Reproduce the listing word for word, leaving every picture behind.

══ Material provided

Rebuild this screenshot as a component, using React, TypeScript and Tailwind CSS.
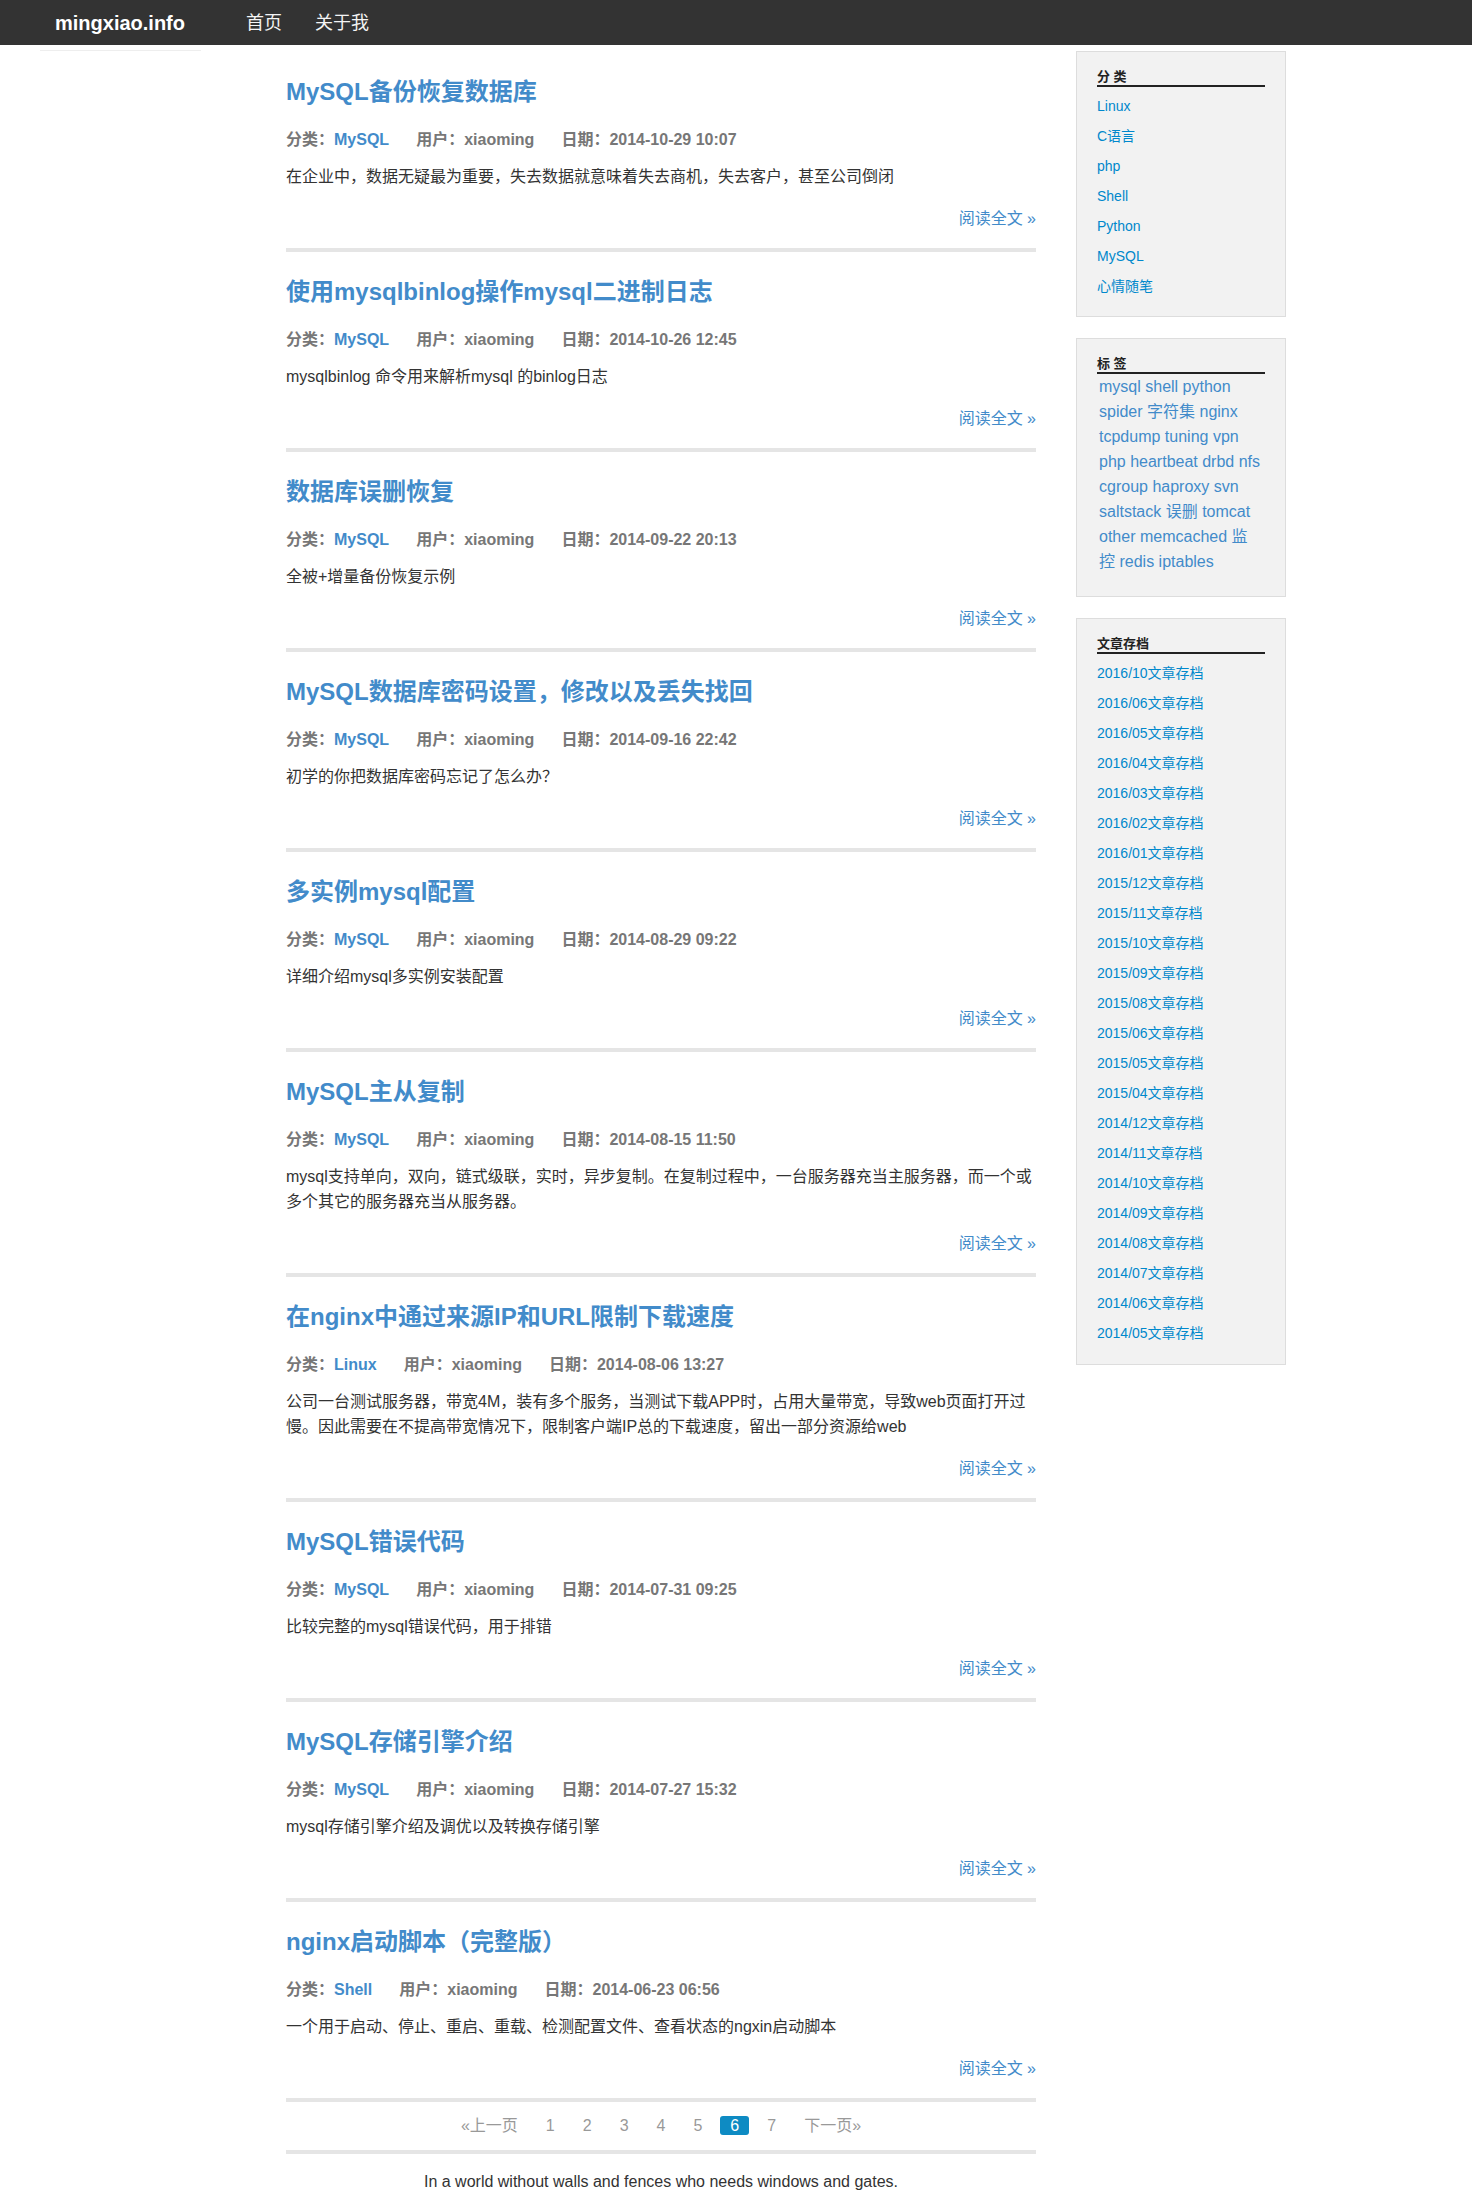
const posts = [
  {
    title: "MySQL备份恢复数据库",
    cat: "MySQL",
    date: "2014-10-29 10:07",
    text: "在企业中，数据无疑最为重要，失去数据就意味着失去商机，失去客户，甚至公司倒闭",
  },
  {
    title: "使用mysqlbinlog操作mysql二进制日志",
    cat: "MySQL",
    date: "2014-10-26 12:45",
    text: "mysqlbinlog 命令用来解析mysql 的binlog日志",
  },
  { title: "数据库误删恢复", cat: "MySQL", date: "2014-09-22 20:13", text: "全被+增量备份恢复示例" },
  {
    title: "MySQL数据库密码设置，修改以及丢失找回",
    cat: "MySQL",
    date: "2014-09-16 22:42",
    text: "初学的你把数据库密码忘记了怎么办？",
  },
  { title: "多实例mysql配置", cat: "MySQL", date: "2014-08-29 09:22", text: "详细介绍mysql多实例安装配置" },
  {
    title: "MySQL主从复制",
    cat: "MySQL",
    date: "2014-08-15 11:50",
    text: "mysql支持单向，双向，链式级联，实时，异步复制。在复制过程中，一台服务器充当主服务器，而一个或多个其它的服务器充当从服务器。",
  },
  {
    title: "在nginx中通过来源IP和URL限制下载速度",
    cat: "Linux",
    date: "2014-08-06 13:27",
    text: "公司一台测试服务器，带宽4M，装有多个服务，当测试下载APP时，占用大量带宽，导致web页面打开过慢。因此需要在不提高带宽情况下，限制客户端IP总的下载速度，留出一部分资源给web",
  },
  { title: "MySQL错误代码", cat: "MySQL", date: "2014-07-31 09:25", text: "比较完整的mysql错误代码，用于排错" },
  {
    title: "MySQL存储引擎介绍",
    cat: "MySQL",
    date: "2014-07-27 15:32",
    text: "mysql存储引擎介绍及调优以及转换存储引擎",
  },
  {
    title: "nginx启动脚本（完整版）",
    cat: "Shell",
    date: "2014-06-23 06:56",
    text: "一个用于启动、停止、重启、重载、检测配置文件、查看状态的ngxin启动脚本",
  },
];

const categories = ["Linux", "C语言", "php", "Shell", "Python", "MySQL", "心情随笔"];

const tags = [
  "mysql", "shell", "python", "spider", "字符集", "nginx", "tcpdump", "tuning", "vpn", "php",
  "heartbeat", "drbd", "nfs", "cgroup", "haproxy", "svn", "saltstack", "误删", "tomcat", "other",
  "memcached", "监控", "redis", "iptables",
];

const archives = [
  "2016/10", "2016/06", "2016/05", "2016/04", "2016/03", "2016/02", "2016/01", "2015/12",
  "2015/11", "2015/10", "2015/09", "2015/08", "2015/06", "2015/05", "2015/04", "2014/12",
  "2014/11", "2014/10", "2014/09", "2014/08", "2014/07", "2014/06", "2014/05",
];

function SideBox({ title, children, className }: { title: string; children: React.ReactNode; className?: string }) {
  return (
    <div className={`border border-[#dddddd] bg-[#f2f2f2] px-[20px] pt-[17px] ${className ?? ""}`}>
      <h4 className="border-b-2 border-[#222] text-[13px] font-bold leading-[16px] text-[#222]">{title}</h4>
      {children}
    </div>
  );
}

export default function App() {
  return (
    <div className="min-h-[2210px] bg-white font-['Liberation_Sans','Noto_Sans_CJK_SC',sans-serif] text-[#333]">
      <header className="flex h-[45px] items-center bg-[#333333] pl-[55px] text-white">
        <a className="text-[20px] font-bold leading-none">mingxiao.info</a>
        <nav className="ml-[61px] flex gap-[33px] text-[18px] leading-none text-[#f4f4f4]">
          <a>首页</a>
          <a>关于我</a>
        </nav>
      </header>

      <div className="flex">
        <div className="w-[286px] shrink-0">
          <div className="ml-[40px] mt-[5px] h-[1px] w-[161px] bg-[#eeeeee]" />
        </div>

        <main className="w-[750px] shrink-0 pt-[34px]">
          {posts.map((p, i) => (
            <article key={p.title} className={i === 0 ? "" : "mt-[27px]"}>
              <h2 className="text-[24px] font-bold leading-[26px] text-[#428bca]">{p.title}</h2>
              <div className="mt-[24px] flex gap-[27px] text-[16px] font-bold leading-[22px] text-[#777]">
                <span>
                  分类：<a className="text-[#428bca]">{p.cat}</a>
                </span>
                <span>用户：xiaoming</span>
                <span>日期：{p.date}</span>
              </div>
              <p className="mt-[13px] text-[16px] leading-[25px] text-[#333]">{p.text}</p>
              <div className="mt-[19px] text-right text-[16px] leading-[22px]">
                <a className="text-[#428bca]">阅读全文 »</a>
              </div>
              <div className="mt-[18px] h-[4px] bg-[#e5e5e5]" />
            </article>
          ))}

          <div className="flex justify-center gap-[8px] pb-[15px] pt-[14px] text-[16px] leading-[19px] text-[#999]">
            <a className="px-[10px]">«上一页</a>
            {["1", "2", "3", "4", "5", "6", "7"].map((n) => (
              <a
                key={n}
                className={
                  n === "6"
                    ? "rounded-[3px] bg-[#0e8bc3] px-[10px] text-white"
                    : "px-[10px]"
                }
              >
                {n}
              </a>
            ))}
            <a className="px-[10px]">下一页»</a>
          </div>
          <div className="h-[4px] bg-[#e5e5e5]" />

          <p className="mt-[17px] text-center text-[16px] leading-[22px] text-[#333]">
            In a world without walls and fences who needs windows and gates.
          </p>
        </main>

        <aside className="ml-[40px] mt-[6px] w-[210px] shrink-0">
          <SideBox title="分 类" className="pb-[15px]">
            <ul className="mt-[4px]">
              {categories.map((c) => (
                <li key={c} className="text-[14px] leading-[30px]">
                  <a className="text-[#0088cc]">{c}</a>
                </li>
              ))}
            </ul>
          </SideBox>

          <SideBox title="标 签" className="mt-[21px] pb-[22px]">
            <div className="ml-[2px] w-[162px] text-[16px] leading-[25px]">
              {tags.map((t, i) => (
                <span key={t}>
                  <a className="text-[#428bca]">{t}</a>
                  {i < tags.length - 1 ? " " : ""}
                </span>
              ))}
            </div>
          </SideBox>

          <SideBox title="文章存档" className="mt-[21px] pb-[16px]">
            <ul className="mt-[4px]">
              {archives.map((a) => (
                <li key={a} className="text-[14px] leading-[30px]">
                  <a className="text-[#0088cc]">{a}文章存档</a>
                </li>
              ))}
            </ul>
          </SideBox>
        </aside>
      </div>
    </div>
  );
}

════

Exercise answer.
Rebuild this screenshot as a component, using React, TypeScript and Tailwind CSS.
const posts = [
  {
    title: "MySQL备份恢复数据库",
    cat: "MySQL",
    date: "2014-10-29 10:07",
    text: "在企业中，数据无疑最为重要，失去数据就意味着失去商机，失去客户，甚至公司倒闭",
  },
  {
    title: "使用mysqlbinlog操作mysql二进制日志",
    cat: "MySQL",
    date: "2014-10-26 12:45",
    text: "mysqlbinlog 命令用来解析mysql 的binlog日志",
  },
  { title: "数据库误删恢复", cat: "MySQL", date: "2014-09-22 20:13", text: "全被+增量备份恢复示例" },
  {
    title: "MySQL数据库密码设置，修改以及丢失找回",
    cat: "MySQL",
    date: "2014-09-16 22:42",
    text: "初学的你把数据库密码忘记了怎么办？",
  },
  { title: "多实例mysql配置", cat: "MySQL", date: "2014-08-29 09:22", text: "详细介绍mysql多实例安装配置" },
  {
    title: "MySQL主从复制",
    cat: "MySQL",
    date: "2014-08-15 11:50",
    text: "mysql支持单向，双向，链式级联，实时，异步复制。在复制过程中，一台服务器充当主服务器，而一个或多个其它的服务器充当从服务器。",
  },
  {
    title: "在nginx中通过来源IP和URL限制下载速度",
    cat: "Linux",
    date: "2014-08-06 13:27",
    text: "公司一台测试服务器，带宽4M，装有多个服务，当测试下载APP时，占用大量带宽，导致web页面打开过慢。因此需要在不提高带宽情况下，限制客户端IP总的下载速度，留出一部分资源给web",
  },
  { title: "MySQL错误代码", cat: "MySQL", date: "2014-07-31 09:25", text: "比较完整的mysql错误代码，用于排错" },
  {
    title: "MySQL存储引擎介绍",
    cat: "MySQL",
    date: "2014-07-27 15:32",
    text: "mysql存储引擎介绍及调优以及转换存储引擎",
  },
  {
    title: "nginx启动脚本（完整版）",
    cat: "Shell",
    date: "2014-06-23 06:56",
    text: "一个用于启动、停止、重启、重载、检测配置文件、查看状态的ngxin启动脚本",
  },
];

const categories = ["Linux", "C语言", "php", "Shell", "Python", "MySQL", "心情随笔"];

const tags = [
  "mysql", "shell", "python", "spider", "字符集", "nginx", "tcpdump", "tuning", "vpn", "php",
  "heartbeat", "drbd", "nfs", "cgroup", "haproxy", "svn", "saltstack", "误删", "tomcat", "other",
  "memcached", "监控", "redis", "iptables",
];

const archives = [
  "2016/10", "2016/06", "2016/05", "2016/04", "2016/03", "2016/02", "2016/01", "2015/12",
  "2015/11", "2015/10", "2015/09", "2015/08", "2015/06", "2015/05", "2015/04", "2014/12",
  "2014/11", "2014/10", "2014/09", "2014/08", "2014/07", "2014/06", "2014/05",
];

function SideBox({ title, children, className }: { title: string; children: React.ReactNode; className?: string }) {
  return (
    <div className={`border border-[#dddddd] bg-[#f2f2f2] px-[20px] pt-[17px] ${className ?? ""}`}>
      <h4 className="border-b-2 border-[#222] text-[13px] font-bold leading-[16px] text-[#222]">{title}</h4>
      {children}
    </div>
  );
}

export default function App() {
  return (
    <div className="min-h-[2210px] bg-white font-['Liberation_Sans','Noto_Sans_CJK_SC',sans-serif] text-[#333]">
      <header className="flex h-[45px] items-center bg-[#333333] pl-[55px] text-white">
        <a className="text-[20px] font-bold leading-none">mingxiao.info</a>
        <nav className="ml-[61px] flex gap-[33px] text-[18px] leading-none text-[#f4f4f4]">
          <a>首页</a>
          <a>关于我</a>
        </nav>
      </header>

      <div className="flex">
        <div className="w-[286px] shrink-0">
          <div className="ml-[40px] mt-[5px] h-[1px] w-[161px] bg-[#eeeeee]" />
        </div>

        <main className="w-[750px] shrink-0 pt-[34px]">
          {posts.map((p, i) => (
            <article key={p.title} className={i === 0 ? "" : "mt-[27px]"}>
              <h2 className="text-[24px] font-bold leading-[26px] text-[#428bca]">{p.title}</h2>
              <div className="mt-[24px] flex gap-[27px] text-[16px] font-bold leading-[22px] text-[#777]">
                <span>
                  分类：<a className="text-[#428bca]">{p.cat}</a>
                </span>
                <span>用户：xiaoming</span>
                <span>日期：{p.date}</span>
              </div>
              <p className="mt-[13px] text-[16px] leading-[25px] text-[#333]">{p.text}</p>
              <div className="mt-[19px] text-right text-[16px] leading-[22px]">
                <a className="text-[#428bca]">阅读全文 »</a>
              </div>
              <div className="mt-[18px] h-[4px] bg-[#e5e5e5]" />
            </article>
          ))}

          <div className="flex justify-center gap-[8px] pb-[15px] pt-[14px] text-[16px] leading-[19px] text-[#999]">
            <a className="px-[10px]">«上一页</a>
            {["1", "2", "3", "4", "5", "6", "7"].map((n) => (
              <a
                key={n}
                className={
                  n === "6"
                    ? "rounded-[3px] bg-[#0e8bc3] px-[10px] text-white"
                    : "px-[10px]"
                }
              >
                {n}
              </a>
            ))}
            <a className="px-[10px]">下一页»</a>
          </div>
          <div className="h-[4px] bg-[#e5e5e5]" />

          <p className="mt-[17px] text-center text-[16px] leading-[22px] text-[#333]">
            In a world without walls and fences who needs windows and gates.
          </p>
        </main>

        <aside className="ml-[40px] mt-[6px] w-[210px] shrink-0">
          <SideBox title="分 类" className="pb-[15px]">
            <ul className="mt-[4px]">
              {categories.map((c) => (
                <li key={c} className="text-[14px] leading-[30px]">
                  <a className="text-[#0088cc]">{c}</a>
                </li>
              ))}
            </ul>
          </SideBox>

          <SideBox title="标 签" className="mt-[21px] pb-[22px]">
            <div className="ml-[2px] w-[162px] text-[16px] leading-[25px]">
              {tags.map((t, i) => (
                <span key={t}>
                  <a className="text-[#428bca]">{t}</a>
                  {i < tags.length - 1 ? " " : ""}
                </span>
              ))}
            </div>
          </SideBox>

          <SideBox title="文章存档" className="mt-[21px] pb-[16px]">
            <ul className="mt-[4px]">
              {archives.map((a) => (
                <li key={a} className="text-[14px] leading-[30px]">
                  <a className="text-[#0088cc]">{a}文章存档</a>
                </li>
              ))}
            </ul>
          </SideBox>
        </aside>
      </div>
    </div>
  );
}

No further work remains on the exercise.